Sinto que falar abertamente sobre as coisas faz com que me sinta menos sozinho. Abrir-me sobre os problemas da minha vida, da minha família, também faz com que as pessoas criem uma ligação comigo. Talvez seja uma das razões pelas quais as pessoas vão aos meus espetáculos, por acreditarem que me conhecem um pouco. Já reparei que outros comediantes limitam-se a contar piadas e acabas por sair dos espetáculos com a sensação de que não ficaste a conhecer aquela pessoa. Ironicamente, eu sou uma pessoa que preza muito a privacidade. É um dilema. Passo a vida a contar tudo sobre a minha vida e depois peço a toda a gente para respeitarem a minha privacidade (risos).

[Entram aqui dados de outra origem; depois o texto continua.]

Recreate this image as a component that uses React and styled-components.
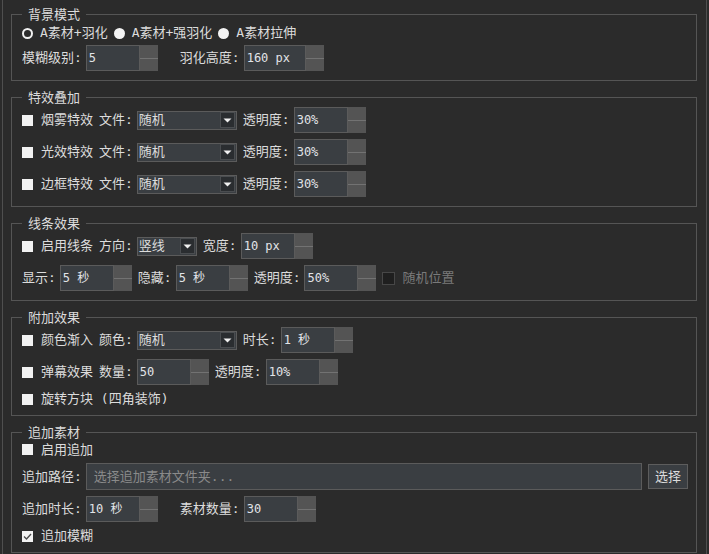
import React from "react";
import styled, { createGlobalStyle } from "styled-components";

const Global = createGlobalStyle`
  html, body { margin: 0; padding: 0; background: #2b2b2b; }
  body {
    font-family: "DejaVu Sans Mono", "Noto Sans CJK SC", monospace;
    font-size: 13px;
    color: #dcdcdc;
  }
  * { box-sizing: border-box; }
`;

const Frame = styled.div`
  margin-left: 2px;
  width: 705px;
  height: 554px;
  overflow: hidden;
  border-left: 1px solid #4f4f4f;
  border-right: 1px solid #4f4f4f;
  padding: 6px 9px 0 8px;
`;

const Group = styled.fieldset`
  margin: 0 0 8px;
  padding: 0 8px ${(p) => p.$pb ?? 9}px 10px;
  border: 1px solid #555555;
  min-width: 0;
`;

const Title = styled.legend`
  padding: 0 6px;
  margin: 0;
  height: 17px;
  line-height: 17px;
  font-size: 13px;
  color: #dcdcdc;
`;

const Body = styled.div`
  display: flex;
  flex-direction: column;
  gap: ${(p) => p.$gap ?? 6}px;
  padding-top: 1px;
`;

const Row = styled.div`
  display: flex;
  align-items: center;
  height: ${(p) => p.$h ?? 26}px;
  gap: 6px;
  line-height: 16px;
  white-space: nowrap;
`;

const Label = styled.span`
  margin-right: -2px;
  margin-left: ${(p) => p.$ml ?? 0}px;
  color: ${(p) => (p.$dim ? "#7a7a7a" : "#dcdcdc")};
`;

const CheckItem = styled.span`
  display: inline-flex;
  align-items: center;
  gap: ${(p) => (p.$disabled ? 7 : 8)}px;
  color: ${(p) => (p.$disabled ? "#7a7a7a" : "#dcdcdc")};
`;

const Box = styled.span`
  width: ${(p) => (p.$disabled ? 13 : 11)}px;
  height: ${(p) => (p.$disabled ? 13 : 11)}px;
  flex: none;
  display: flex;
  align-items: center;
  justify-content: center;
  background: ${(p) => (p.$disabled ? "#1f1f1f" : "#f2f2f2")};
  border: ${(p) => (p.$disabled ? "1px solid #474747" : "none")};
`;

const Check = ({ children, checked, disabled }) => (
  <CheckItem $disabled={disabled}>
    <Box $disabled={disabled}>
      {checked && (
        <svg width="11" height="11" viewBox="0 0 11 11">
          <path d="M2 5.5 L4.5 8 L9 3" fill="none" stroke="#4a4a4a" strokeWidth="1.3" />
        </svg>
      )}
    </Box>
    {children}
  </CheckItem>
);

const RadioGroup = styled.div`
  display: flex;
  align-items: center;
  gap: 6px;
  height: 18px;
  line-height: 16px;
`;

const RadioItem = styled.span`
  display: inline-flex;
  align-items: center;
  gap: 7px;
`;

const Dot = styled.span`
  width: 11px;
  height: 11px;
  border-radius: 50%;
  flex: none;
  background: ${(p) => (p.$ring ? "transparent" : "#f4f4f4")};
  border: ${(p) => (p.$ring ? "2px solid #f0f0f0" : "none")};
`;

const Radio = ({ ring, children }) => (
  <RadioItem>
    <Dot $ring={ring} />
    {children}
  </RadioItem>
);

const SpinBox = styled.div`
  display: flex;
  width: ${(p) => p.$w ?? 72}px;
  height: 26px;
  flex: none;
`;

const SpinInput = styled.div`
  flex: 1;
  display: flex;
  align-items: center;
  padding-left: 2px;
  background: #3a3e42;
  border: 1px solid #5b5b5b;
  font-family: "DejaVu Sans Mono", "Noto Sans CJK SC", monospace;
  font-size: 12px;
  color: #e2e4e8;
`;

const SpinBtns = styled.div`
  width: 18px;
  display: flex;
  flex-direction: column;
  background: #545454;
`;

const SpinBtn = styled.div`
  flex: 1;
  & + & {
    border-top: 1px solid #727272;
  }
`;

const Spin = ({ value, w }) => (
  <SpinBox $w={w}>
    <SpinInput>{value}</SpinInput>
    <SpinBtns>
      <SpinBtn />
      <SpinBtn />
    </SpinBtns>
  </SpinBox>
);

const ComboBox = styled.div`
  display: flex;
  align-items: center;
  width: ${(p) => p.$w ?? 100}px;
  height: 19px;
  flex: none;
  padding: 0 1px 0 1px;
  background: #3a3e42;
  border: 1px solid #5b5b5b;
`;

const ComboText = styled.span`
  flex: 1;
`;

const ComboArrow = styled.span`
  width: 15px;
  height: 16px;
  display: flex;
  align-items: center;
  justify-content: center;
  background: #2a2d30;
  border: 1px solid #4a4d50;
`;

const Combo = ({ value, w }) => (
  <ComboBox $w={w}>
    <ComboText>{value}</ComboText>
    <ComboArrow>
      <svg width="9" height="5" viewBox="0 0 9 5">
        <path d="M0.5 0.5 L8.5 0.5 L4.5 4.5 Z" fill="#f0f0f0" />
      </svg>
    </ComboArrow>
  </ComboBox>
);

const LineEdit = styled.div`
  flex: 1;
  height: 27px;
  display: flex;
  align-items: center;
  padding-left: 7px;
  background: #3a3e42;
  border: 1px solid #5b5b5b;
  color: #8a8a8a;
`;

const Button = styled.div`
  width: 40px;
  height: 25px;
  display: flex;
  align-items: center;
  justify-content: center;
  background: #3a3e42;
  border: 1px solid #5d5d5d;
  color: #dcdcdc;
`;

export default function App() {
  return (
    <>
      <Global />
      <Frame>
        <Group>
          <Title>背景模式</Title>
          <Body $gap={3}>
            <RadioGroup>
              <Radio ring>A素材+羽化</Radio>
              <Radio>A素材+强羽化</Radio>
              <Radio>A素材拉伸</Radio>
            </RadioGroup>
            <Row>
              <Label>模糊级别:</Label>
              <Spin value="5" />
              <Label $ml={16}>羽化高度:</Label>
              <Spin value="160 px" w={80} />
            </Row>
          </Body>
        </Group>

        <Group>
          <Title>特效叠加</Title>
          <Body>
            {["烟雾特效", "光效特效", "边框特效"].map((name) => (
              <Row key={name}>
                <Check>{name}</Check>
                <Label>文件:</Label>
                <Combo value="随机" />
                <Label>透明度:</Label>
                <Spin value="30%" />
              </Row>
            ))}
          </Body>
        </Group>

        <Group>
          <Title>线条效果</Title>
          <Body>
            <Row>
              <Check>启用线条</Check>
              <Label>方向:</Label>
              <Combo value="竖线" w={60} />
              <Label>宽度:</Label>
              <Spin value="10 px" />
            </Row>
            <Row>
              <Label>显示:</Label>
              <Spin value="5 秒" />
              <Label>隐藏:</Label>
              <Spin value="5 秒" />
              <Label>透明度:</Label>
              <Spin value="50%" />
              <Check disabled>随机位置</Check>
            </Row>
          </Body>
        </Group>

        <Group $pb={8}>
          <Title>附加效果</Title>
          <Body>
            <Row>
              <Check>颜色渐入</Check>
              <Label>颜色:</Label>
              <Combo value="随机" />
              <Label>时长:</Label>
              <Spin value="1 秒" />
            </Row>
            <Row>
              <Check>弹幕效果</Check>
              <Label>数量:</Label>
              <Spin value="50" />
              <Label>透明度:</Label>
              <Spin value="10%" />
            </Row>
            <Row $h={16}>
              <Check>旋转方块 (四角装饰)</Check>
            </Row>
          </Body>
        </Group>

        <Group $pb={8}>
          <Title>追加素材</Title>
          <Body>
            <Row $h={15}>
              <Check>启用追加</Check>
            </Row>
            <Row $h={27}>
              <Label>追加路径:</Label>
              <LineEdit>选择追加素材文件夹...</LineEdit>
              <Button>选择</Button>
            </Row>
            <Row>
              <Label>追加时长:</Label>
              <Spin value="10 秒" />
              <Label $ml={16}>素材数量:</Label>
              <Spin value="30" />
            </Row>
            <Row $h={16}>
              <Check checked>追加模糊</Check>
            </Row>
          </Body>
        </Group>
      </Frame>
    </>
  );
}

Por outro lado, esses desabafos acabam sempre envolvidos numa piada onde se torna difícil distinguir o que é ou não real.
Algumas das histórias que conto em palco são cem por cento verdadeiras, outras só 50 por cento, e depois há tudo o resto. Algumas histórias precisam de um empurrãozinho, outras nem por isso. Mas, bem… (risos) Prefiro não falar mais sobre isso, antes que me meta em sarilhos.

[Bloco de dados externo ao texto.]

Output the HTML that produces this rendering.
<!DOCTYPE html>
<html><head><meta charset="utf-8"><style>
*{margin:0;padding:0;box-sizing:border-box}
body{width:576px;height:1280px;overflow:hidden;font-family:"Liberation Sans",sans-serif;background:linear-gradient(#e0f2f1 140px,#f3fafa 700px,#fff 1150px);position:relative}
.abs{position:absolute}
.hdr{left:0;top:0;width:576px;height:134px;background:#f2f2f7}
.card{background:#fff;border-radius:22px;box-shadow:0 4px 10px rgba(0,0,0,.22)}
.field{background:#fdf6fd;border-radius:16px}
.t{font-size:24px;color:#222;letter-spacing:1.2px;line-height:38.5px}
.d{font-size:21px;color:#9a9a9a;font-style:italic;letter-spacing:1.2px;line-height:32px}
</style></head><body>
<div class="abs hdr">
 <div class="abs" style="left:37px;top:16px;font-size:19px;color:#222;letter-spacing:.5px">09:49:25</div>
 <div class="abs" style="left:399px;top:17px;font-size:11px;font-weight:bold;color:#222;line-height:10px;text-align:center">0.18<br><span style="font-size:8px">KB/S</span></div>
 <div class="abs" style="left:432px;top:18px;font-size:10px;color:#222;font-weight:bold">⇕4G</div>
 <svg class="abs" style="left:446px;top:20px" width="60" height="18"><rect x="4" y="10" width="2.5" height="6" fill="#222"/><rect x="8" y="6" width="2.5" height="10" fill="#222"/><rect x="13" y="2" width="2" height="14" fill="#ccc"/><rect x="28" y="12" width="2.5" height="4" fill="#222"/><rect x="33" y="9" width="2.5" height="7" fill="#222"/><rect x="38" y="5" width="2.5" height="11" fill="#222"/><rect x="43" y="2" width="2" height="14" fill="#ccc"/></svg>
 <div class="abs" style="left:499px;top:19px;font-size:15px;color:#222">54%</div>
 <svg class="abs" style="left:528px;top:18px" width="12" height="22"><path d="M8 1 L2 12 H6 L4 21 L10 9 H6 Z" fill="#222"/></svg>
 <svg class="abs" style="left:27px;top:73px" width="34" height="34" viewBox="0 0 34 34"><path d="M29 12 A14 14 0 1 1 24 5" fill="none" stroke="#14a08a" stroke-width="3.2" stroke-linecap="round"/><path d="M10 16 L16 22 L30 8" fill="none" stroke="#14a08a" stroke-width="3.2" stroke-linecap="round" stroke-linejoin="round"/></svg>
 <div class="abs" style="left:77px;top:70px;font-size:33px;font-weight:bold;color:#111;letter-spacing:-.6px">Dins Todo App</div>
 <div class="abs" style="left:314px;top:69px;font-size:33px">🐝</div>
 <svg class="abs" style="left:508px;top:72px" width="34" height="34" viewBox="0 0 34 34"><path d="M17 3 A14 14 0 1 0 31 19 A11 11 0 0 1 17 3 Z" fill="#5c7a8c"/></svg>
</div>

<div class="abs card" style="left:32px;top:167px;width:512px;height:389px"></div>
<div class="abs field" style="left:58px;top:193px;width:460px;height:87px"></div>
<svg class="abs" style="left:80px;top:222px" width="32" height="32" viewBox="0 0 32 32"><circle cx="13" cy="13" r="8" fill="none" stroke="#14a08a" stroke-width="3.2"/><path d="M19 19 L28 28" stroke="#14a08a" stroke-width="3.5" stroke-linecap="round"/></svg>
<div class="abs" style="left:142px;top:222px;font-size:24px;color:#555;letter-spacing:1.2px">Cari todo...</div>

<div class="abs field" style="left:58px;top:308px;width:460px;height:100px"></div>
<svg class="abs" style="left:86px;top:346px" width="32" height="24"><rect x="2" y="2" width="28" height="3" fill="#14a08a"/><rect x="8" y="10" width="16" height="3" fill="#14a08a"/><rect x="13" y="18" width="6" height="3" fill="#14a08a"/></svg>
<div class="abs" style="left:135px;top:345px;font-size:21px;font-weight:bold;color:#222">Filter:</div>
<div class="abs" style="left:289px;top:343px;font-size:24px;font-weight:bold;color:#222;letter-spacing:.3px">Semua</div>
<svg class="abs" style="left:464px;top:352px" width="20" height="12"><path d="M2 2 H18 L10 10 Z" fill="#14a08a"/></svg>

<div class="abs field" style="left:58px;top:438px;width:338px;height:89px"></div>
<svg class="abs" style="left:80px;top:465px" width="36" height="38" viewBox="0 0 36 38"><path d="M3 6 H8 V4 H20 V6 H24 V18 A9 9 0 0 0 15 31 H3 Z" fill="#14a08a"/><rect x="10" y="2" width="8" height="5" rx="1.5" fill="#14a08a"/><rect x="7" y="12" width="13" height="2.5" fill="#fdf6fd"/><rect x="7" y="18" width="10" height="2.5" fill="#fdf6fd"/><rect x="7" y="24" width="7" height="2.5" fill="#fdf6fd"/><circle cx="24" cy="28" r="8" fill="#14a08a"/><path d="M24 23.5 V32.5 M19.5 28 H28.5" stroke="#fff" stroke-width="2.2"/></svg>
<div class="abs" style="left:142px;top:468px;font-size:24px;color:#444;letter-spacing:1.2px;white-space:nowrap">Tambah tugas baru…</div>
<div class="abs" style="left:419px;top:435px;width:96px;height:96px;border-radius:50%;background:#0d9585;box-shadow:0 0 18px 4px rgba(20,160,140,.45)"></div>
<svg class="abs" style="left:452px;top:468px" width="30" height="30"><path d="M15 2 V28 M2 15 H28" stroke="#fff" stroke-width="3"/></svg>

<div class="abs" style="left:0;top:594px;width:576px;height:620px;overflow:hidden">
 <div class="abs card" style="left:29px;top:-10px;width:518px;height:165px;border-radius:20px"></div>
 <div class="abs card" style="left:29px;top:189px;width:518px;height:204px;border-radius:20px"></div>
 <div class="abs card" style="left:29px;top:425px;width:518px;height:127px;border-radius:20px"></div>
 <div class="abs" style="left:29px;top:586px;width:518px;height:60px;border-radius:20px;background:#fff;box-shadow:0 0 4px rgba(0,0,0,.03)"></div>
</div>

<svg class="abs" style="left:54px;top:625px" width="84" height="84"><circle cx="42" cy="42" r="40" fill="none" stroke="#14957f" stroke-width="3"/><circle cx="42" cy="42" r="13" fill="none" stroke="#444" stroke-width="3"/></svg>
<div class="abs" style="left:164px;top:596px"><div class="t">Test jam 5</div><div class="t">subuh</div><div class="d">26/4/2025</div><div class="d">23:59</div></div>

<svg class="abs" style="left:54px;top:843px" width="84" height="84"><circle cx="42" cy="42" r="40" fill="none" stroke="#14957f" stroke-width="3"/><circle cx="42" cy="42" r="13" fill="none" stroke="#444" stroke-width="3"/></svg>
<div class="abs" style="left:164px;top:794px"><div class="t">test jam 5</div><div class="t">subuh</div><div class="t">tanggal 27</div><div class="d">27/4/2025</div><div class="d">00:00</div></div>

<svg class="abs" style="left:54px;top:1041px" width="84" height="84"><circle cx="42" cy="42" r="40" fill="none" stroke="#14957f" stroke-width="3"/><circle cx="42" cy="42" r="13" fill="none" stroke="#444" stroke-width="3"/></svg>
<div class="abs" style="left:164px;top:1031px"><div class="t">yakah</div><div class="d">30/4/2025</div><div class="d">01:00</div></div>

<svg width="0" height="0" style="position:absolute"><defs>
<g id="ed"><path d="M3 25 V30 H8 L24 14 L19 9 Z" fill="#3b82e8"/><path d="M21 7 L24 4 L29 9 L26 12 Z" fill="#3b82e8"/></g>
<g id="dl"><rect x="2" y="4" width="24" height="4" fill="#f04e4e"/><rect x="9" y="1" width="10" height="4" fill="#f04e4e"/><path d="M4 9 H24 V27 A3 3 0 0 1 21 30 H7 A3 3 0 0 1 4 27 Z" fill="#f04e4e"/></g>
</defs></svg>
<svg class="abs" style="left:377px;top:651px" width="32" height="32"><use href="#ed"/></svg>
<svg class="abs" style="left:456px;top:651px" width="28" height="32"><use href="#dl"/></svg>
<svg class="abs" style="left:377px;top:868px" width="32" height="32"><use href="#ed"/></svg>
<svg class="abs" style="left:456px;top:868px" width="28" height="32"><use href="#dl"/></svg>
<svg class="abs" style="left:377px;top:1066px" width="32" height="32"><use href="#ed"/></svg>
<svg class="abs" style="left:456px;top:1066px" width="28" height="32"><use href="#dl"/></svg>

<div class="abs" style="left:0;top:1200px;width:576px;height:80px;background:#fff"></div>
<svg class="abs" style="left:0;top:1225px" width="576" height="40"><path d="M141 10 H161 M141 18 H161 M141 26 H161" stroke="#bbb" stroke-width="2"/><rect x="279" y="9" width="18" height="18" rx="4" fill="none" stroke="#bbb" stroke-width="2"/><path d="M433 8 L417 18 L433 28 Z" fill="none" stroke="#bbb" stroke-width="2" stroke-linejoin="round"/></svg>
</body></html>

Num dos seus especiais, falava sobre depressão, sobre como estamos quase sempre deprimidos. Estamos sempre à procura de um sonho e, quando o realizamos, em vez de ficarmos felizes, vamos à procura do próximo. Ficamos num estado constante de depressão. Estava a falar de si também?
Sim, eu ainda passo por muitas depressões severas. É algo com o qual tenho que lidar diariamente e tentar controlar tanto quanto me é possível. Mas sim… é isso, devemos estar felizes com o que recebemos da vida, tirar o melhor partido possível da nossa situação. Sempre fui uma pessoa que mergulhava nas coisas más que aconteciam e raramente me focava nas coisas boas que me haviam sido dadas. À medida que fui envelhecendo, começou a ser mais fácil fazê-lo. Hoje, foco-me muito mais nas coisas boas.

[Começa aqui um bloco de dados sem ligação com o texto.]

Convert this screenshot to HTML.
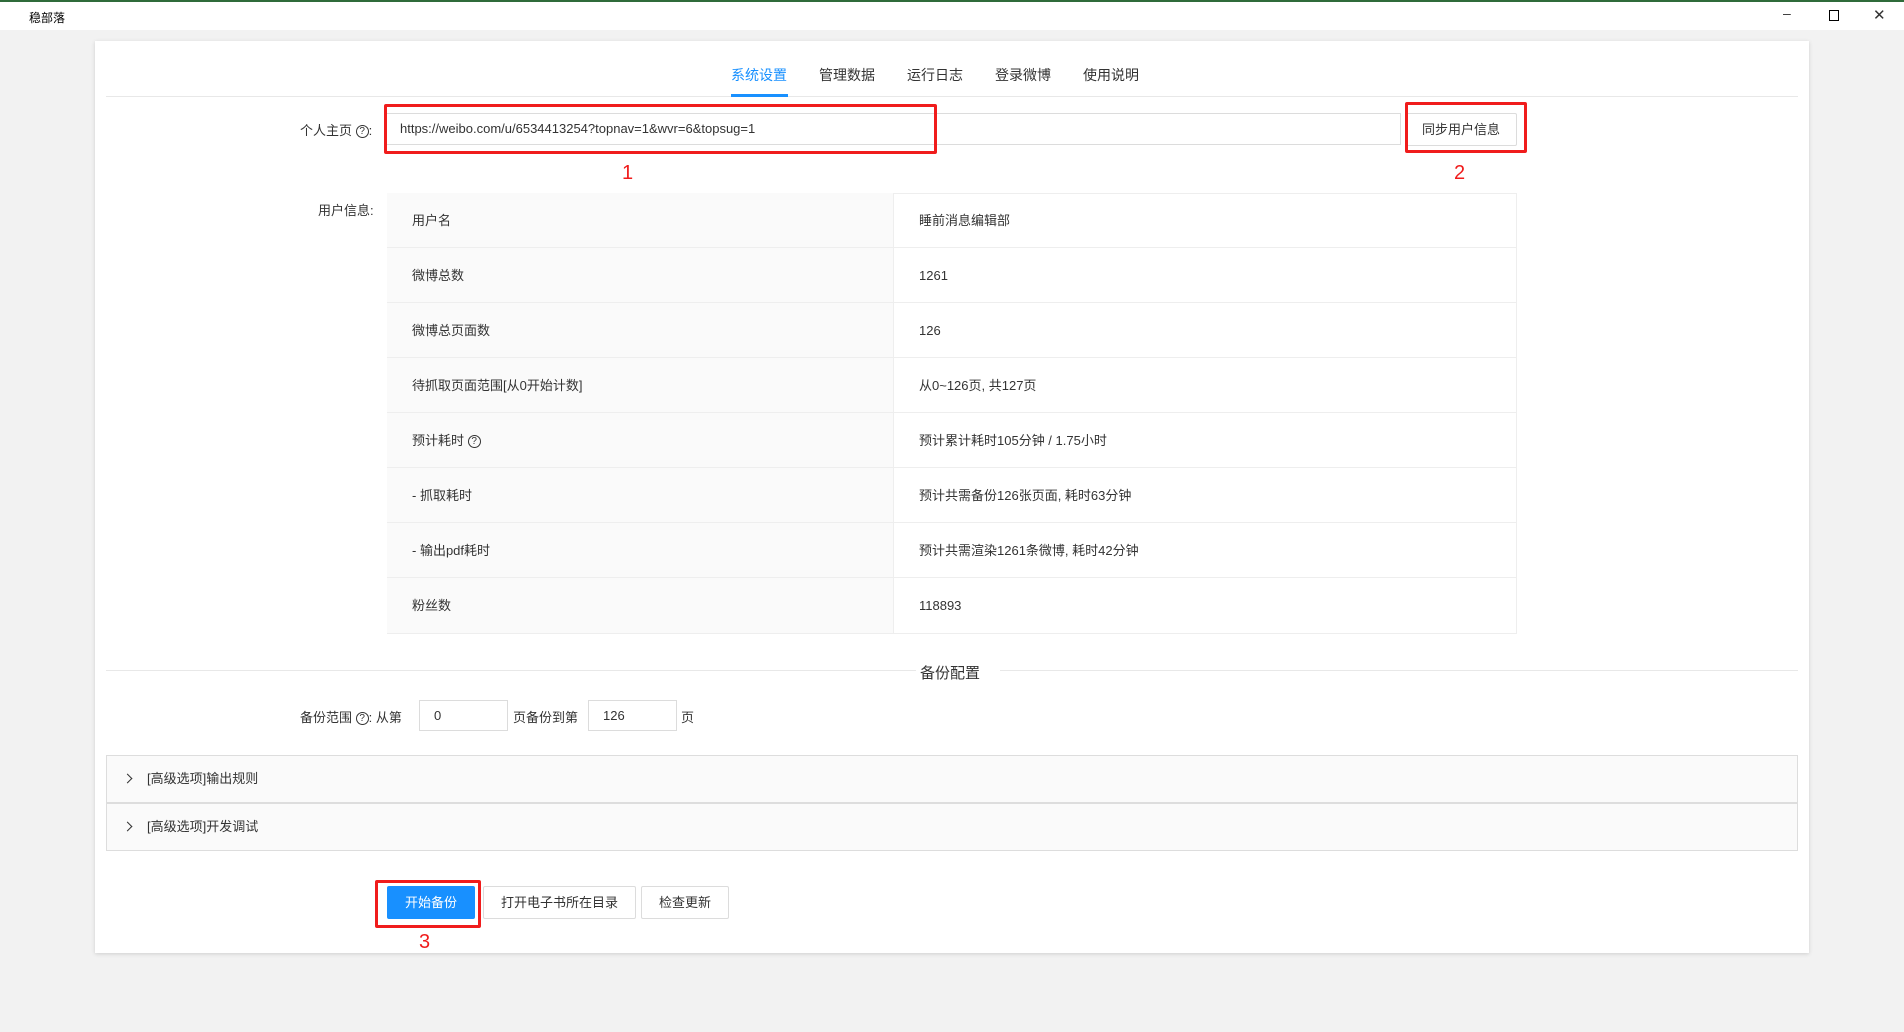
<!DOCTYPE html>
<html><head><meta charset="utf-8"><style>
*{box-sizing:border-box;margin:0;padding:0}
body{width:1904px;height:1032px;background:#f2f2f2;font-family:"Liberation Sans","Noto Sans CJK SC",sans-serif;font-size:13px;color:#333;position:relative;overflow:hidden}
.a{position:absolute}
.title{left:0;top:0;width:1904px;height:30px;background:#fff;border-top:2px solid #2f6b3a}
.card{left:95px;top:41px;width:1714px;height:912px;background:#fff;box-shadow:0 1px 4px rgba(0,0,0,.15)}
.tab{top:65px;font-size:14px;color:#333}
.inp{border:1px solid #dcdcdc;background:#fff;height:32px;line-height:30px;padding-left:14px;font-size:13px}
.btn{border:1px solid #dcdcdc;background:#fff;height:33px;line-height:31px;text-align:center;font-size:13px;border-radius:2px}
.red{border:3px solid #f01c1c;border-radius:2px}
.num{color:#f01c1c;font-size:20px}
.row{position:absolute;left:387px;width:1130px;height:55px;border-bottom:1px solid #eee;line-height:55px;font-size:13px}
.row .l{position:absolute;left:0;width:507px;height:100%;background:#fafafa;padding-left:25px;border-right:1px solid #eee}
.row .r{position:absolute;left:507px;padding-left:25px}
.q{display:inline-block;width:13px;height:13px;border:1px solid #333;border-radius:50%;font-size:10px;line-height:11px;text-align:center;vertical-align:middle}
.col{left:106px;width:1692px;height:48px;background:#fafafa;border:1px solid #ddd;line-height:46px;padding-left:40px;font-size:13px}
.col:before{content:"";position:absolute;left:17px;top:19px;width:6px;height:6px;border-right:1.3px solid #333;border-top:1.3px solid #333;transform:rotate(45deg)}
</style></head><body>
<div class="a title"><span class="a" style="left:29px;top:7px;font-size:12px;color:#000">稳部落</span>
<span class="a" style="left:1783px;top:3px;font-size:14px">–</span>
<span class="a" style="left:1829px;top:8px;width:10px;height:11px;border:1.3px solid #000"></span>
<span class="a" style="left:1873px;top:4px;font-size:15px">✕</span></div>
<div class="a card"></div>
<div class="a" style="left:106px;top:96px;width:1692px;height:1px;background:#e8e8e8"></div>
<span class="a tab" style="left:731px;color:#1890ff">系统设置</span>
<div class="a" style="left:731px;top:94px;width:57px;height:3px;background:#1890ff"></div>
<span class="a tab" style="left:819px">管理数据</span>
<span class="a tab" style="left:907px">运行日志</span>
<span class="a tab" style="left:995px">登录微博</span>
<span class="a tab" style="left:1083px">使用说明</span>

<span class="a" style="left:300px;top:120px">个人主页 <span class="q">?</span>:</span>
<div class="a inp" style="left:385px;top:113px;width:1016px">https://weibo.com/u/6534413254?topnav=1&amp;wvr=6&amp;topsug=1</div>
<div class="a btn" style="left:1405px;top:113px;width:112px">同步用户信息</div>
<div class="a red" style="left:384px;top:104px;width:553px;height:50px"></div>
<div class="a red" style="left:1405px;top:102px;width:122px;height:51px"></div>
<span class="a num" style="left:622px;top:162px">1</span>
<span class="a num" style="left:1454px;top:162px">2</span>

<span class="a" style="left:318px;top:200px">用户信息:</span>
<div class="a" style="left:387px;top:193px;width:1130px;height:441px;border:1px solid #eee"></div>
<div class="row" style="top:193px"><div class="l">用户名</div><div class="r">睡前消息编辑部</div></div>
<div class="row" style="top:248px"><div class="l">微博总数</div><div class="r">1261</div></div>
<div class="row" style="top:303px"><div class="l">微博总页面数</div><div class="r">126</div></div>
<div class="row" style="top:358px"><div class="l">待抓取页面范围[从0开始计数]</div><div class="r">从0~126页, 共127页</div></div>
<div class="row" style="top:413px"><div class="l">预计耗时 <span class="q">?</span></div><div class="r">预计累计耗时105分钟 / 1.75小时</div></div>
<div class="row" style="top:468px"><div class="l">- 抓取耗时</div><div class="r">预计共需备份126张页面, 耗时63分钟</div></div>
<div class="row" style="top:523px"><div class="l">- 输出pdf耗时</div><div class="r">预计共需渲染1261条微博, 耗时42分钟</div></div>
<div class="row" style="top:578px;border-bottom:none"><div class="l">粉丝数</div><div class="r">118893</div></div>

<div class="a" style="left:106px;top:670px;width:810px;height:1px;background:#e8e8e8"></div>
<div class="a" style="left:1000px;top:670px;width:798px;height:1px;background:#e8e8e8"></div>
<span class="a" style="left:920px;top:662px;font-size:15px">备份配置</span>

<span class="a" style="left:300px;top:707px">备份范围 <span class="q">?</span>: 从第</span>
<div class="a inp" style="left:419px;top:700px;width:89px;height:31px">0</div>
<span class="a" style="left:513px;top:707px">页备份到第</span>
<div class="a inp" style="left:588px;top:700px;width:89px;height:31px">126</div>
<span class="a" style="left:681px;top:707px">页</span>

<div class="a col" style="top:755px">[高级选项]输出规则</div>
<div class="a col" style="top:803px">[高级选项]开发调试</div>

<div class="a btn" style="left:387px;top:886px;width:88px;background:#1890ff;border-color:#1890ff;color:#fff">开始备份</div>
<div class="a btn" style="left:483px;top:886px;width:153px">打开电子书所在目录</div>
<div class="a btn" style="left:641px;top:886px;width:88px">检查更新</div>
<div class="a red" style="left:375px;top:880px;width:106px;height:48px"></div>
<span class="a num" style="left:419px;top:931px">3</span>
</body></html>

Falou também sobre o seu diagnóstico de autismo. Criou uma série televisiva sobre pessoas com deficiência. Sente que existe uma responsabilidade social também na comédia ou, mais especificamente, na sua comédia, para lá das piadas mais vulgares e dos palavrões?
Acho que há uma linha muito ténue entre dizer as coisas de forma maldosa e falar realmente sobre elas como devemos. Tento sempre fazer as rotinas de forma a que possa trazer também alguma sensibilização para uma condição, mas sempre através de gargalhadas. A informação, essa podemos obtê-la nos especialistas. Mas também há espaço para um gajo como eu que faz meia-dúzia de piadas e que com elas torna algo mais humano e mais acessível, algo que faça as pessoas sentirem-se menos sozinhas. Eu não estou aqui para salvar o mundo, mas quando há temas que me dizem algo, sinto que posso falar sobre tudo, e essas são coisas que me dizem muito.

Já teve direito ao seu próprio programa televisivo na Comedy Central, onde regularmente falava sobre atualidade, política. Isso surgiu no seguimento da boa tradição de ter estrangeiros a baterem nos grandes tabus americanos como John Oliver ou Trevor Noah?
Sinto que o meu programa era um pouco diferente. Fazia as minhas peças, mas também sketches. Se sentia que havia um tópico sobre o qual devíamos falar, avançávamos. Nunca me comparei a eles. Sempre senti que eu estava mais ativamente à procura de gargalhadas do que propriamente de passar uma ideia. Acho que era mais um programa de comédia onde se podia aprender algo, do que um programa mais educacional onde ocasionalmente sacas uma gargalhada.

E agora é um cidadão americano. Custou?
Acho que o choque cultural foi bem pior para os americanos que tiveram que levar comigo. Pessoalmente, acho que tinha uma muito boa ideia do que era a América e os americanos. Todos crescemos a ver televisão americana, acho que toda a gente sente que sabe como eles são — e quando chegas lá, realmente não é muito diferente daquilo que achas que vais encontrar.

Esse era um dos seus sonhos? Fazer sucesso na América?
Não. Nunca tive ambições de vir para cá. Nunca pensei nisso. Queria era mesmo ser um comediante popular no Reino Unido e era nesse sentido que estava a ir, até que fiz o Festival de Comédia de Montreal, contratei um agente e acabei por vir tentar a minha sorte. Mas nunca pensei muito nisso.

Agora é um comediante internacionalmente famoso, com especiais na Netflix. Qual é o próximo sonho que o vai deixar deprimido durante os próximos meses?
Ver os meus miúdos crescer. Acho que ficaria muito feliz se fosse um daqueles pais que ficam em casa a tomar conta dos miúdos. Já fiz televisão, já fiz stand-up — adoro fazê-lo —, e não me importava de ter mais alguns trabalhos como ator. Mas como as coisas estão neste momento, tenho dois miúdos pequenos e quero mesmo é vê-los crescer.